Who We Are: Leah Jamieson
Leah H. Jamieson received the S.B. degree in mathematics from MIT and the Ph.D. degree from the Department of Electrical Engineering and Computer Science, Princeton University. In 1976 she joined the faculty at Purdue University, West Lafayette, Indiana, USA, where she is Ransburg Distinguished Professor of Electrical and Computer Engineering and John A. Edwardson Dean of Engineering. She served as Director of the Graduate Program in Electrical Engineering at Purdue from 1990-94, Director of Graduate Admissions from 1994-96, Interim Head of the School of Electrical and Computer Engineering in 2002, and Associate Dean of Engineering for Undergraduate Education from 2004-06.
Jamieson is co-founder and past director of the Engineering Projects in Community Service (EPICS) program (http://epics.ecn.purdue.edu and http://epicsnational.ecn.purdue.edu). EPICS is an engineering design program that operates in a service-learning context. Under the EPICS program, teams of undergraduates earn academic credit for multi-year, multidisciplinary projects that solve engineering- and technology-based problems for community service and education organizations. Initiated at Purdue in 1995, EPICS programs have been created at sixteen additional universities and one high school. EPICS co-founders Leah H. Jamieson and Edward J. Coyle and co-director William C. Oakes were awarded the U.S. National Academy of Engineering’s 2005 Bernard M. Gordon Prize for Innovation in Engineering and Technology Education “for innovations in the education of tomorrow’s engineering leaders by developing and disseminating the Engineering Projects in Community Service (EPICS) program.” Jamieson’s activities related to EPICS have also been recognized by the 1997 Chester F. Carlson Award for Innovation in Engineering Education from the American Society for Engineering Education (with Edward J. Coyle) and the IEEE Education Society’s 2000 Harriet B. Rigas “Outstanding Woman Engineering Educator” Award.
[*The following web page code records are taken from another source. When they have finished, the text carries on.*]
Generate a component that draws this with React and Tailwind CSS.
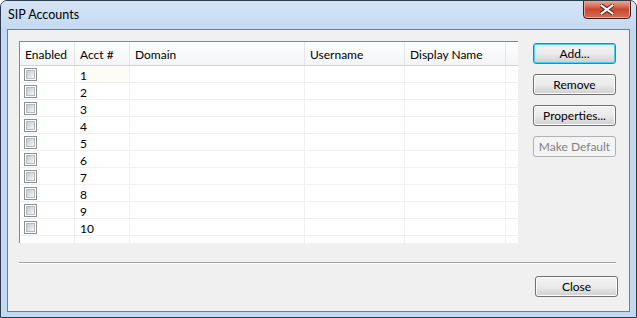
const COLUMNS = [
  { title: "Enabled", w: "w-[55px]" },
  { title: "Acct #", w: "w-[55px]" },
  { title: "Domain", w: "w-[175px]" },
  { title: "Username", w: "w-[100px]" },
  { title: "Display Name", w: "w-[101px]" },
];

const ROWS = [1, 2, 3, 4, 5, 6, 7, 8, 9, 10];

function Checkbox() {
  return (
    <div className="w-[13px] h-[13px] border border-[#8e8f8f] bg-white p-px">
      <div className="w-full h-full bg-gradient-to-br from-[#c5c9cf] to-[#f7f7f7] border border-[#b5b9be]" />
    </div>
  );
}

function Button({ children, variant }) {
  if (variant === "disabled") {
    return (
      <div className="w-[83px] h-[21px] rounded-[3px] border border-[#adb2b5] bg-[#f4f4f4] flex items-center justify-center text-[#838383]">
        {children}
      </div>
    );
  }
  const border =
    variant === "default"
      ? "border-[#3c7fb1] shadow-[inset_0_0_0_1px_#48d0f8]"
      : "border-[#707070] shadow-[inset_0_0_0_1px_#fcfcfc]";
  return (
    <div
      className={`w-[83px] h-[21px] rounded-[3px] border ${border} bg-gradient-to-b from-[#f2f2f2] via-[#ebebeb] to-[#cfcfcf] flex items-center justify-center text-black`}
    >
      {children}
    </div>
  );
}

export default function App() {
  return (
    <div
      className="w-[637px] h-[318px] bg-[#c3d9f2] border border-[#2d3b4e] rounded-t-[7px] flex flex-col text-[12px] text-black overflow-hidden"
      style={{ fontFamily: '"Segoe UI", Lato, "Noto Sans", sans-serif' }}
    >
      {/* title bar */}
      <div className="h-[28px] flex items-start justify-between bg-gradient-to-b from-[#d6e5f5] to-[#c3d9f2]">
        <div className="pl-[7px] pt-[5px] text-[12.5px] leading-[18px]">SIP Accounts</div>
        <div className="mr-[5px] mt-[-1px] w-[48px] h-[19px] rounded-b-[4px] border border-[#3b1e1e] bg-gradient-to-b from-[#e7a897] via-[#c9462b] to-[#d36f57] flex items-center justify-center shadow-[inset_0_0_0_1px_#eaa48f]">
          <svg width="14" height="11" viewBox="0 0 14 11">
            <path
              d="M1.5 1.5 L12.5 9.5 M12.5 1.5 L1.5 9.5"
              stroke="#4a2a28"
              strokeWidth="4"
              strokeLinecap="square"
            />
            <path
              d="M1.5 1.5 L12.5 9.5 M12.5 1.5 L1.5 9.5"
              stroke="#ffffff"
              strokeWidth="2"
              strokeLinecap="square"
            />
          </svg>
        </div>
      </div>

      {/* client area */}
      <div className="mx-[6px] h-[283px] border border-[#6f7f92] bg-[#f0f0f0] flex flex-col">
        <div className="flex pt-[11px] pl-[11px]">
          {/* list view */}
          <div className="w-[499px] h-[202px] bg-white border-l border-t border-[#828790] flex flex-col">
            <div className="flex h-[24px] border-b border-[#d5d5d5] bg-gradient-to-b from-white to-[#f3f4f6]">
              {COLUMNS.map((c) => (
                <div
                  key={c.title}
                  className={`${c.w} shrink-0 border-r border-[#e3e5e8] pl-[5px] pt-[2px] flex items-center`}
                >
                  {c.title}
                </div>
              ))}
              <div className="w-[11px] shrink-0" />
            </div>
            {ROWS.map((n) => (
              <div key={n} className="flex h-[17px] border-b border-[#f0f0f0]">
                <div className="w-[55px] shrink-0 border-r border-[#f0f0f0] pl-[4px] pt-[1px] flex items-center">
                  <Checkbox />
                </div>
                <div
                  className={`w-[55px] shrink-0 border-r border-[#f0f0f0] pl-[5px] pt-[3px] flex items-center ${
                    n === 1 ? "bg-[#fdfcf6]" : ""
                  }`}
                >
                  {n}
                </div>
                <div className="w-[175px] shrink-0 border-r border-[#f0f0f0]" />
                <div className="w-[100px] shrink-0 border-r border-[#f0f0f0]" />
                <div className="w-[101px] shrink-0 border-r border-[#f0f0f0]" />
              </div>
            ))}
            <div className="flex flex-1">
              <div className="w-[55px] shrink-0 border-r border-[#f0f0f0]" />
              <div className="w-[55px] shrink-0 border-r border-[#f0f0f0]" />
              <div className="w-[175px] shrink-0 border-r border-[#f0f0f0]" />
              <div className="w-[100px] shrink-0 border-r border-[#f0f0f0]" />
              <div className="w-[101px] shrink-0 border-r border-[#f0f0f0]" />
            </div>
          </div>

          {/* buttons */}
          <div className="ml-[15px] pt-[2px] flex flex-col gap-[10px]">
            <Button variant="default">Add...</Button>
            <Button>Remove</Button>
            <Button>Properties...</Button>
            <Button variant="disabled">Make Default</Button>
          </div>
        </div>

        <div className="ml-[11px] mt-[19px] w-[597px] h-[2px] border-t border-[#a0a0a0] border-b border-b-white" />

        <div className="flex justify-end pr-[11px] mt-[12px]">
          <Button>Close</Button>
        </div>
      </div>
    </div>
  );
}
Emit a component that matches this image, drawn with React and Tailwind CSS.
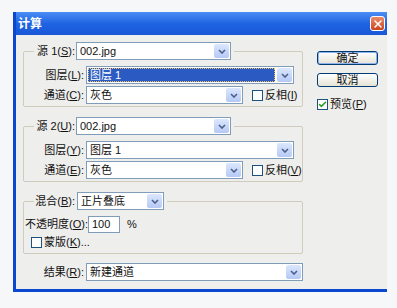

She was one of the first seven recipients of the NSF Director’s Award for Distinguished Teaching Scholars (2001), was inducted into Purdue’s Book of Great Teachers (2003), and was named 2002 Indiana Professor of the Year by the Carnegie Foundation and the Council for the Advancement and Support of Education. EPICS was featured in the PBS documentary Communities Building Community, produced by WFYI Indianapolis in 2003.
Jamieson’s research interests include speech analysis and recognition; the design and analysis of parallel processing algorithms; and the application of parallel processing to the areas of digital speech, image, and signal processing. She has authored over 160 journal and conference papers in these areas and has co-edited books on Algorithmically Specialized Parallel Computers (Academic Press, 1985) and The Characteristics of Parallel Algorithms (M.I.T. Press, 1987). She has been an IEEE Signal Processing Society Distinguished Lecturer and an IEEE Computer Society Distinguished Visitor.
Jamieson has been an active volunteer in the 365,000-member Institute of Electrical and Electronics Engineers (IEEE) and is the 2007 IEEE President and CEO. She is past president of the IEEE Signal Processing Society, was 2003 IEEE Vice-President for Technical Activities, 2005 IEEE Vice-President for Publication Services and Products, chaired IEEE’s New Technology Directions Committee, and serves as a member of the IEEE Board of Directors and Executive Committee. She has served as an Associate Editor for the IEEE Transactions on Acoustics, Speech, and Signal Processing (1986-87) and the IEEE Transactions on Parallel and Distributed Systems (1991-94) and as a member of the editorial board for the Proceedings of the IEEE (2000-01). She was awarded an IEEE Third Millennium Medal (2000) and the IEEE Signal Processing Society’s 2003 Meritorious Service Award.
Jamieson serves on the U.S. National Academy of Engineering’s Committee on Engineering Education and on the Steering Committee for the NAE’s 2006-07 project “Developing Effective Messages for Improving Public Understanding of Engineering.” She has served on the Advisory Committee for the NSF Directorate for Computer and Information Science and Engineering (CISE) (1998-2000). She has been an elected member (1998-2001, 2001-07) and Secretary (1999-2001) of the Board of Directors of the Computing Research Association (CRA) and was program co-chair for the 2002 CRA Snowbird Conference. She has served on the external advisory boards for the Electrical and Computer Engineering Department at Northwestern University and for the Electrical Engineering Department at Princeton University.
Jamieson is a past co-chair (1996-99) of the Computing Research Association’s Committee on the Status of Women in Computing Research (CRA-W) and has been an active participant in CRA-W’s mentoring programs and workshops. She served on the 1997 Presidential Task Force on Women’s Issues at Purdue and as co-convener of the Committee on the Status of Women at Purdue (1999-2000). She is founding chair of the Women Faculty in Engineering Committee at Purdue. In 1997-98, she was facilitator/moderator for a series of workshops for science and engineering faculty on gender equity and classroom climate, funded by the Alfred P. Sloan Foundation and conducted by Purdue’s Women in Engineering Programs, Women in Science Programs, and Division of Theatre. The series led to the publication of a videotape and resource guide for faculty classroom climate workshops on gender equity. Jamieson was one of 15 women in the inaugural class of Women Pioneers of Purdue University (2006) and has been awarded Purdue’s Helen B. Schleman Gold Medallion for efforts on behalf of women students and the Violet B. Haas Award from Purdue’s Council on the Status of Women. She gave a keynote address at the 2002 Grace Hopper Celebration of Women in Computing and was one of 18 women profiled in the Careers Booklet Women in Computer Science published in 1996 by CRA’s Committee on the Status of Women in Computing Research.
Jamieson is a Fellow of the IEEE , a Fellow of the International Engineering Consortium (IEC), and a member of the U.S. National Academy of Engineering.